The task - Can you transcribe every line exactly and leave the pictures behind?
____________
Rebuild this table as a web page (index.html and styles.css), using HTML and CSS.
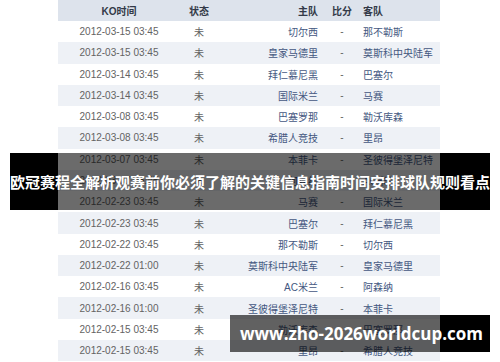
FILE: index.html
```html
<!DOCTYPE html>
<html lang="zh">
<head>
<meta charset="utf-8">
<title>欧冠赛程</title>
<link rel="stylesheet" href="styles.css">
</head>
<body>
<div class="page">
  <div class="table">
    <div class="row head">
      <div class="c-time">KO时间</div><div class="c-st">状态</div><div class="c-home">主队</div><div class="c-sc">比分</div><div class="c-away">客队</div>
    </div>
    <div class="row"><div class="c-time">2012-03-15 03:45</div><div class="c-st">未</div><div class="c-home">切尔西</div><div class="c-sc">-</div><div class="c-away">那不勒斯</div></div>
    <div class="row alt"><div class="c-time">2012-03-15 03:45</div><div class="c-st">未</div><div class="c-home">皇家马德里</div><div class="c-sc">-</div><div class="c-away">莫斯科中央陆军</div></div>
    <div class="row"><div class="c-time">2012-03-14 03:45</div><div class="c-st">未</div><div class="c-home">拜仁慕尼黑</div><div class="c-sc">-</div><div class="c-away">巴塞尔</div></div>
    <div class="row alt"><div class="c-time">2012-03-14 03:45</div><div class="c-st">未</div><div class="c-home">国际米兰</div><div class="c-sc">-</div><div class="c-away">马赛</div></div>
    <div class="row"><div class="c-time">2012-03-08 03:45</div><div class="c-st">未</div><div class="c-home">巴塞罗那</div><div class="c-sc">-</div><div class="c-away">勒沃库森</div></div>
    <div class="row alt"><div class="c-time">2012-03-08 03:45</div><div class="c-st">未</div><div class="c-home">希腊人竞技</div><div class="c-sc">-</div><div class="c-away">里昂</div></div>
    <div class="row"><div class="c-time">2012-03-07 03:45</div><div class="c-st">未</div><div class="c-home">本菲卡</div><div class="c-sc">-</div><div class="c-away">圣彼得堡泽尼特</div></div>
    <div class="row alt"><div class="c-time">2012-03-07 03:45</div><div class="c-st">未</div><div class="c-home">阿森纳</div><div class="c-sc">-</div><div class="c-away">AC米兰</div></div>
    <div class="row"><div class="c-time">2012-02-23 03:45</div><div class="c-st">未</div><div class="c-home">马赛</div><div class="c-sc">-</div><div class="c-away">国际米兰</div></div>
    <div class="row alt"><div class="c-time">2012-02-23 03:45</div><div class="c-st">未</div><div class="c-home">巴塞尔</div><div class="c-sc">-</div><div class="c-away">拜仁慕尼黑</div></div>
    <div class="row"><div class="c-time">2012-02-22 03:45</div><div class="c-st">未</div><div class="c-home">那不勒斯</div><div class="c-sc">-</div><div class="c-away">切尔西</div></div>
    <div class="row alt"><div class="c-time">2012-02-22 01:00</div><div class="c-st">未</div><div class="c-home">莫斯科中央陆军</div><div class="c-sc">-</div><div class="c-away">皇家马德里</div></div>
    <div class="row"><div class="c-time">2012-02-16 03:45</div><div class="c-st">未</div><div class="c-home">AC米兰</div><div class="c-sc">-</div><div class="c-away">阿森纳</div></div>
    <div class="row alt"><div class="c-time">2012-02-16 01:00</div><div class="c-st">未</div><div class="c-home">圣彼得堡泽尼特</div><div class="c-sc">-</div><div class="c-away">本菲卡</div></div>
    <div class="row"><div class="c-time">2012-02-15 03:45</div><div class="c-st">未</div><div class="c-home">勒沃库森</div><div class="c-sc">-</div><div class="c-away">巴塞罗那</div></div>
    <div class="row alt"><div class="c-time">2012-02-15 03:45</div><div class="c-st">未</div><div class="c-home">里昂</div><div class="c-sc">-</div><div class="c-away">希腊人竞技</div></div>
  </div>
  <div class="band"><h1 class="title">欧冠赛程全解析观赛前你必须了解的关键信息指南时间安排球队规则看点</h1></div>
  <div class="mark">www.zho-2026worldcup.com</div>
</div>
</body>
</html>
```

FILE: styles.css
```css
html, body {
  margin: 0;
  padding: 0;
  background: #ffffff;
}
.page {
  position: relative;
  width: 500px;
  height: 362px;
  overflow: hidden;
  font-family: "Liberation Sans", "Noto Sans CJK SC", sans-serif;
}
.table {
  margin-left: 58px;
  width: 382px;
  display: flex;
  flex-direction: column;
}
.row {
  display: grid;
  grid-template-columns: 122px 38px 104px 40px 78px;
  align-items: center;
  height: 21.27px;
  font-size: 10px;
  color: #636363;
  background: #ffffff;
}
.row.alt {
  background: #eef1f6;
}
.row.head {
  height: 21px;
  background: #dde3ec;
  color: #333a48;
  font-weight: bold;
  font-size: 10px;
}
.c-time {
  text-align: center;
}
.c-st {
  text-align: center;
}
.c-home {
  text-align: right;
  padding-right: 4px;
  white-space: nowrap;
  color: #44577f;
}
.c-sc {
  text-align: center;
}
.c-away {
  padding-left: 1px;
  white-space: nowrap;
  color: #44577f;
}
.head .c-home, .head .c-away {
  color: #333a48;
}
.band {
  position: absolute;
  left: 10px;
  top: 153px;
  width: 480px;
  height: 57px;
  background: linear-gradient(to right, #000 0, #000 48px, rgba(0,0,0,0.58) 48px, rgba(0,0,0,0.58) 430px, #000 430px, #000 480px);
  display: flex;
  align-items: center;
  justify-content: center;
}
.title {
  margin: 0;
  font-family: "Noto Sans CJK SC", sans-serif;
  font-size: 15px;
  font-weight: bold;
  color: #ffffff;
  white-space: nowrap;
  line-height: 1;
}
.mark {
  position: absolute;
  left: 230px;
  top: 315px;
  width: 260px;
  height: 37px;
  box-sizing: border-box;
  padding-left: 10px;
  background: linear-gradient(to right, rgba(0,0,0,0.62) 0, rgba(0,0,0,0.62) 210px, #000 210px, #000 260px);
  display: flex;
  align-items: center;
  font-family: "Open Sans", "Liberation Sans", sans-serif;
  font-weight: bold;
  font-size: 17px;
  color: #ffffff;
  white-space: nowrap;
}
```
____________
Result for this task -
Rebuild this table as a web page (index.html and styles.css), using HTML and CSS.
FILE: index.html
```html
<!DOCTYPE html>
<html lang="zh">
<head>
<meta charset="utf-8">
<title>欧冠赛程</title>
<link rel="stylesheet" href="styles.css">
</head>
<body>
<div class="page">
  <div class="table">
    <div class="row head">
      <div class="c-time">KO时间</div><div class="c-st">状态</div><div class="c-home">主队</div><div class="c-sc">比分</div><div class="c-away">客队</div>
    </div>
    <div class="row"><div class="c-time">2012-03-15 03:45</div><div class="c-st">未</div><div class="c-home">切尔西</div><div class="c-sc">-</div><div class="c-away">那不勒斯</div></div>
    <div class="row alt"><div class="c-time">2012-03-15 03:45</div><div class="c-st">未</div><div class="c-home">皇家马德里</div><div class="c-sc">-</div><div class="c-away">莫斯科中央陆军</div></div>
    <div class="row"><div class="c-time">2012-03-14 03:45</div><div class="c-st">未</div><div class="c-home">拜仁慕尼黑</div><div class="c-sc">-</div><div class="c-away">巴塞尔</div></div>
    <div class="row alt"><div class="c-time">2012-03-14 03:45</div><div class="c-st">未</div><div class="c-home">国际米兰</div><div class="c-sc">-</div><div class="c-away">马赛</div></div>
    <div class="row"><div class="c-time">2012-03-08 03:45</div><div class="c-st">未</div><div class="c-home">巴塞罗那</div><div class="c-sc">-</div><div class="c-away">勒沃库森</div></div>
    <div class="row alt"><div class="c-time">2012-03-08 03:45</div><div class="c-st">未</div><div class="c-home">希腊人竞技</div><div class="c-sc">-</div><div class="c-away">里昂</div></div>
    <div class="row"><div class="c-time">2012-03-07 03:45</div><div class="c-st">未</div><div class="c-home">本菲卡</div><div class="c-sc">-</div><div class="c-away">圣彼得堡泽尼特</div></div>
    <div class="row alt"><div class="c-time">2012-03-07 03:45</div><div class="c-st">未</div><div class="c-home">阿森纳</div><div class="c-sc">-</div><div class="c-away">AC米兰</div></div>
    <div class="row"><div class="c-time">2012-02-23 03:45</div><div class="c-st">未</div><div class="c-home">马赛</div><div class="c-sc">-</div><div class="c-away">国际米兰</div></div>
    <div class="row alt"><div class="c-time">2012-02-23 03:45</div><div class="c-st">未</div><div class="c-home">巴塞尔</div><div class="c-sc">-</div><div class="c-away">拜仁慕尼黑</div></div>
    <div class="row"><div class="c-time">2012-02-22 03:45</div><div class="c-st">未</div><div class="c-home">那不勒斯</div><div class="c-sc">-</div><div class="c-away">切尔西</div></div>
    <div class="row alt"><div class="c-time">2012-02-22 01:00</div><div class="c-st">未</div><div class="c-home">莫斯科中央陆军</div><div class="c-sc">-</div><div class="c-away">皇家马德里</div></div>
    <div class="row"><div class="c-time">2012-02-16 03:45</div><div class="c-st">未</div><div class="c-home">AC米兰</div><div class="c-sc">-</div><div class="c-away">阿森纳</div></div>
    <div class="row alt"><div class="c-time">2012-02-16 01:00</div><div class="c-st">未</div><div class="c-home">圣彼得堡泽尼特</div><div class="c-sc">-</div><div class="c-away">本菲卡</div></div>
    <div class="row"><div class="c-time">2012-02-15 03:45</div><div class="c-st">未</div><div class="c-home">勒沃库森</div><div class="c-sc">-</div><div class="c-away">巴塞罗那</div></div>
    <div class="row alt"><div class="c-time">2012-02-15 03:45</div><div class="c-st">未</div><div class="c-home">里昂</div><div class="c-sc">-</div><div class="c-away">希腊人竞技</div></div>
  </div>
  <div class="band"><h1 class="title">欧冠赛程全解析观赛前你必须了解的关键信息指南时间安排球队规则看点</h1></div>
  <div class="mark">www.zho-2026worldcup.com</div>
</div>
</body>
</html>
```

FILE: styles.css
```css
html, body {
  margin: 0;
  padding: 0;
  background: #ffffff;
}
.page {
  position: relative;
  width: 500px;
  height: 362px;
  overflow: hidden;
  font-family: "Liberation Sans", "Noto Sans CJK SC", sans-serif;
}
.table {
  margin-left: 58px;
  width: 382px;
  display: flex;
  flex-direction: column;
}
.row {
  display: grid;
  grid-template-columns: 122px 38px 104px 40px 78px;
  align-items: center;
  height: 21.27px;
  font-size: 10px;
  color: #636363;
  background: #ffffff;
}
.row.alt {
  background: #eef1f6;
}
.row.head {
  height: 21px;
  background: #dde3ec;
  color: #333a48;
  font-weight: bold;
  font-size: 10px;
}
.c-time {
  text-align: center;
}
.c-st {
  text-align: center;
}
.c-home {
  text-align: right;
  padding-right: 4px;
  white-space: nowrap;
  color: #44577f;
}
.c-sc {
  text-align: center;
}
.c-away {
  padding-left: 1px;
  white-space: nowrap;
  color: #44577f;
}
.head .c-home, .head .c-away {
  color: #333a48;
}
.band {
  position: absolute;
  left: 10px;
  top: 153px;
  width: 480px;
  height: 57px;
  background: linear-gradient(to right, #000 0, #000 48px, rgba(0,0,0,0.58) 48px, rgba(0,0,0,0.58) 430px, #000 430px, #000 480px);
  display: flex;
  align-items: center;
  justify-content: center;
}
.title {
  margin: 0;
  font-family: "Noto Sans CJK SC", sans-serif;
  font-size: 15px;
  font-weight: bold;
  color: #ffffff;
  white-space: nowrap;
  line-height: 1;
}
.mark {
  position: absolute;
  left: 230px;
  top: 315px;
  width: 260px;
  height: 37px;
  box-sizing: border-box;
  padding-left: 10px;
  background: linear-gradient(to right, rgba(0,0,0,0.62) 0, rgba(0,0,0,0.62) 210px, #000 210px, #000 260px);
  display: flex;
  align-items: center;
  font-family: "Open Sans", "Liberation Sans", sans-serif;
  font-weight: bold;
  font-size: 17px;
  color: #ffffff;
  white-space: nowrap;
}
```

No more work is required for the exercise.